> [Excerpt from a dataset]
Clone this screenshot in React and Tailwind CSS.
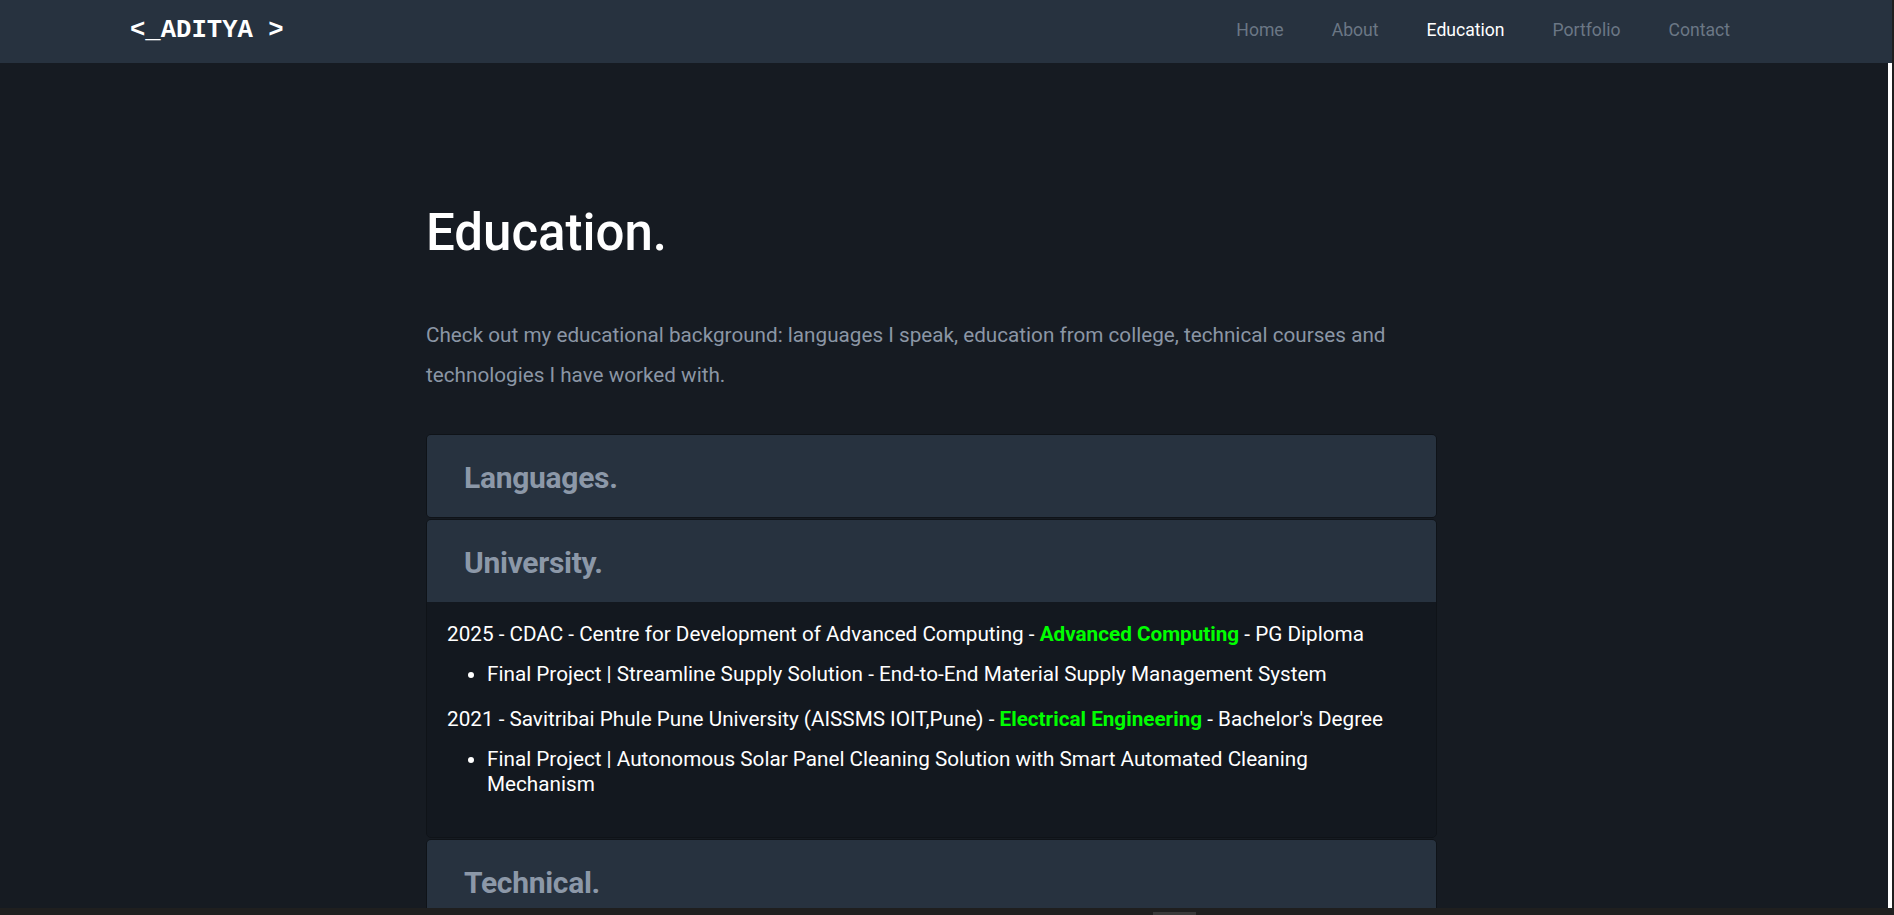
import React from "react";

const links = ["Home", "About", "Education", "Portfolio", "Contact"];

function CardHeader({ title }) {
  return (
    <div className="h-[82px] flex items-center pl-[37px] pt-[2px] bg-[#27323f]">
      <h2 className="text-[30px] font-bold text-[#8c98a8] tracking-[-0.3px]">{title}</h2>
    </div>
  );
}

export default function App() {
  return (
    <div className="h-screen flex flex-col bg-[#1f1f1f] overflow-hidden font-['Roboto',sans-serif]">
      <div className="flex-1 min-h-0 flex flex-col mr-[2px] overflow-hidden">
        {/* Navbar */}
        <nav className="h-[63px] shrink-0 flex items-center justify-between pl-[130px] pr-[138px] bg-[#27323f]">
          <span className="font-['Liberation_Mono',monospace] font-bold text-[25.6px] text-white whitespace-pre">
            {"<_ADITYA >"}
          </span>
          <ul className="flex items-center pb-[3px]">
            {links.map((l) => (
              <li key={l}>
                <a
                  href="#"
                  className={
                    "px-6 text-[17.6px] " +
                    (l === "Education" ? "text-white" : "text-[#6b7785]")
                  }
                >
                  {l}
                </a>
              </li>
            ))}
          </ul>
        </nav>

        <div className="flex-1 min-h-0 flex">
          <main className="flex-1 overflow-hidden bg-[#161b22]">
            <section className="pl-[426px] pt-[139px]">
              <div className="w-[1011px]">
                <h1 className="text-[51px] leading-[62px] font-medium text-white">Education.</h1>
                <p className="mt-[51px] text-[20.7px] leading-[40px] text-[#8b96a5]">
                  Check out my educational background: languages I speak, education from college,
                  technical courses and technologies I have worked with.
                </p>

                {/* Accordion */}
                <div className="mt-[39px] flex flex-col gap-[1px]">
                  <div className="border border-[#0f1318] rounded-[5px] overflow-hidden">
                    <CardHeader title="Languages." />
                  </div>

                  <div className="border border-[#0f1318] rounded-[5px] overflow-hidden">
                    <CardHeader title="University." />
                    <div className="bg-[#13181f] pl-5 pr-10 pt-5 pb-5 text-[20.7px] leading-[25px] text-white">
                      <p>
                        2025 - CDAC - Centre for Development of Advanced Computing -{" "}
                        <span className="font-bold text-[#00ff00]">Advanced Computing</span> - PG Diploma
                      </p>
                      <ul className="list-disc pl-10 mt-[15px] mb-5">
                        <li>Final Project | Streamline Supply Solution - End-to-End Material Supply Management System</li>
                      </ul>
                      <p>
                        2021 - Savitribai Phule Pune University (AISSMS IOIT,Pune) -{" "}
                        <span className="font-bold text-[#00ff00]">Electrical Engineering</span> - Bachelor's Degree
                      </p>
                      <ul className="list-disc pl-10 mt-[15px] mb-5">
                        <li>
                          Final Project | Autonomous Solar Panel Cleaning Solution with Smart Automated Cleaning
                          Mechanism
                        </li>
                      </ul>
                    </div>
                  </div>

                  <div className="border border-[#0f1318] rounded-[5px] overflow-hidden">
                    <CardHeader title="Technical." />
                  </div>
                </div>
              </div>
            </section>
          </main>
          {/* scrollbar strip */}
          <div className="w-[4px] bg-white" />
        </div>
      </div>
      <div className="h-[7px] shrink-0 pl-[1153px]">
        <div className="w-[43px] h-[3px] mt-[4px] bg-[#3a3a3a]" />
      </div>
    </div>
  );
}
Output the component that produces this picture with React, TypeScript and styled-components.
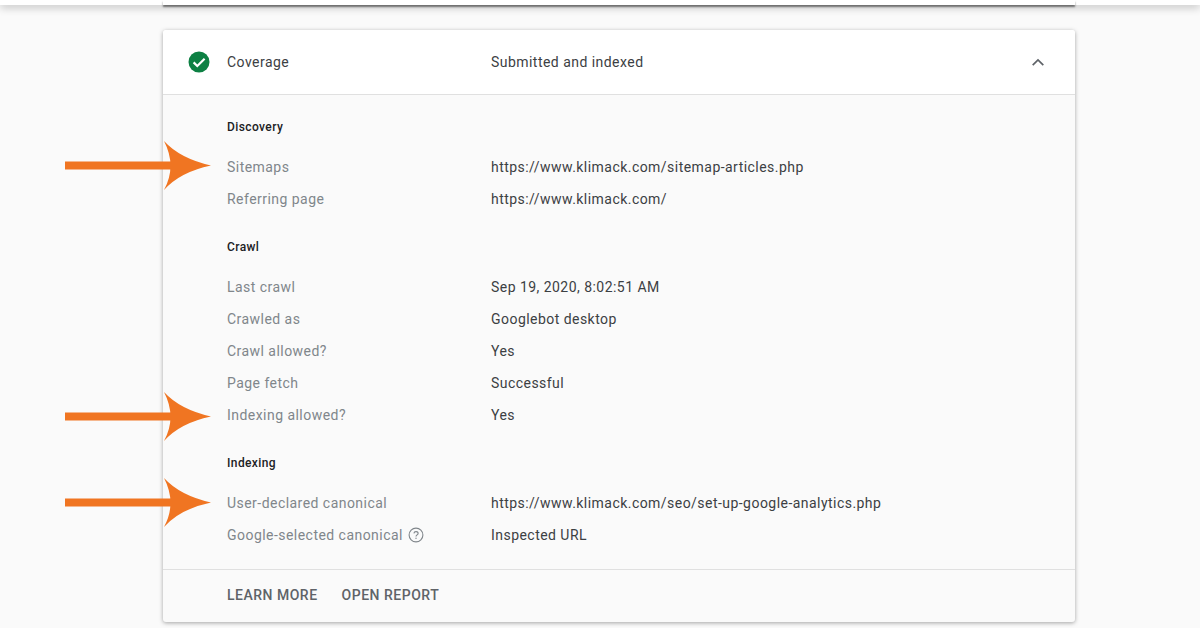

> [What is needed] Set the entries down again exactly. Do not include the images.

> [Response]
Clone this screenshot in React and Tailwind CSS.
import React from "react";

const links = ["Home", "About", "Education", "Portfolio", "Contact"];

function CardHeader({ title }) {
  return (
    <div className="h-[82px] flex items-center pl-[37px] pt-[2px] bg-[#27323f]">
      <h2 className="text-[30px] font-bold text-[#8c98a8] tracking-[-0.3px]">{title}</h2>
    </div>
  );
}

export default function App() {
  return (
    <div className="h-screen flex flex-col bg-[#1f1f1f] overflow-hidden font-['Roboto',sans-serif]">
      <div className="flex-1 min-h-0 flex flex-col mr-[2px] overflow-hidden">
        {/* Navbar */}
        <nav className="h-[63px] shrink-0 flex items-center justify-between pl-[130px] pr-[138px] bg-[#27323f]">
          <span className="font-['Liberation_Mono',monospace] font-bold text-[25.6px] text-white whitespace-pre">
            {"<_ADITYA >"}
          </span>
          <ul className="flex items-center pb-[3px]">
            {links.map((l) => (
              <li key={l}>
                <a
                  href="#"
                  className={
                    "px-6 text-[17.6px] " +
                    (l === "Education" ? "text-white" : "text-[#6b7785]")
                  }
                >
                  {l}
                </a>
              </li>
            ))}
          </ul>
        </nav>

        <div className="flex-1 min-h-0 flex">
          <main className="flex-1 overflow-hidden bg-[#161b22]">
            <section className="pl-[426px] pt-[139px]">
              <div className="w-[1011px]">
                <h1 className="text-[51px] leading-[62px] font-medium text-white">Education.</h1>
                <p className="mt-[51px] text-[20.7px] leading-[40px] text-[#8b96a5]">
                  Check out my educational background: languages I speak, education from college,
                  technical courses and technologies I have worked with.
                </p>

                {/* Accordion */}
                <div className="mt-[39px] flex flex-col gap-[1px]">
                  <div className="border border-[#0f1318] rounded-[5px] overflow-hidden">
                    <CardHeader title="Languages." />
                  </div>

                  <div className="border border-[#0f1318] rounded-[5px] overflow-hidden">
                    <CardHeader title="University." />
                    <div className="bg-[#13181f] pl-5 pr-10 pt-5 pb-5 text-[20.7px] leading-[25px] text-white">
                      <p>
                        2025 - CDAC - Centre for Development of Advanced Computing -{" "}
                        <span className="font-bold text-[#00ff00]">Advanced Computing</span> - PG Diploma
                      </p>
                      <ul className="list-disc pl-10 mt-[15px] mb-5">
                        <li>Final Project | Streamline Supply Solution - End-to-End Material Supply Management System</li>
                      </ul>
                      <p>
                        2021 - Savitribai Phule Pune University (AISSMS IOIT,Pune) -{" "}
                        <span className="font-bold text-[#00ff00]">Electrical Engineering</span> - Bachelor's Degree
                      </p>
                      <ul className="list-disc pl-10 mt-[15px] mb-5">
                        <li>
                          Final Project | Autonomous Solar Panel Cleaning Solution with Smart Automated Cleaning
                          Mechanism
                        </li>
                      </ul>
                    </div>
                  </div>

                  <div className="border border-[#0f1318] rounded-[5px] overflow-hidden">
                    <CardHeader title="Technical." />
                  </div>
                </div>
              </div>
            </section>
          </main>
          {/* scrollbar strip */}
          <div className="w-[4px] bg-white" />
        </div>
      </div>
      <div className="h-[7px] shrink-0 pl-[1153px]">
        <div className="w-[43px] h-[3px] mt-[4px] bg-[#3a3a3a]" />
      </div>
    </div>
  );
}
Output the component that produces this picture with React, TypeScript and styled-components.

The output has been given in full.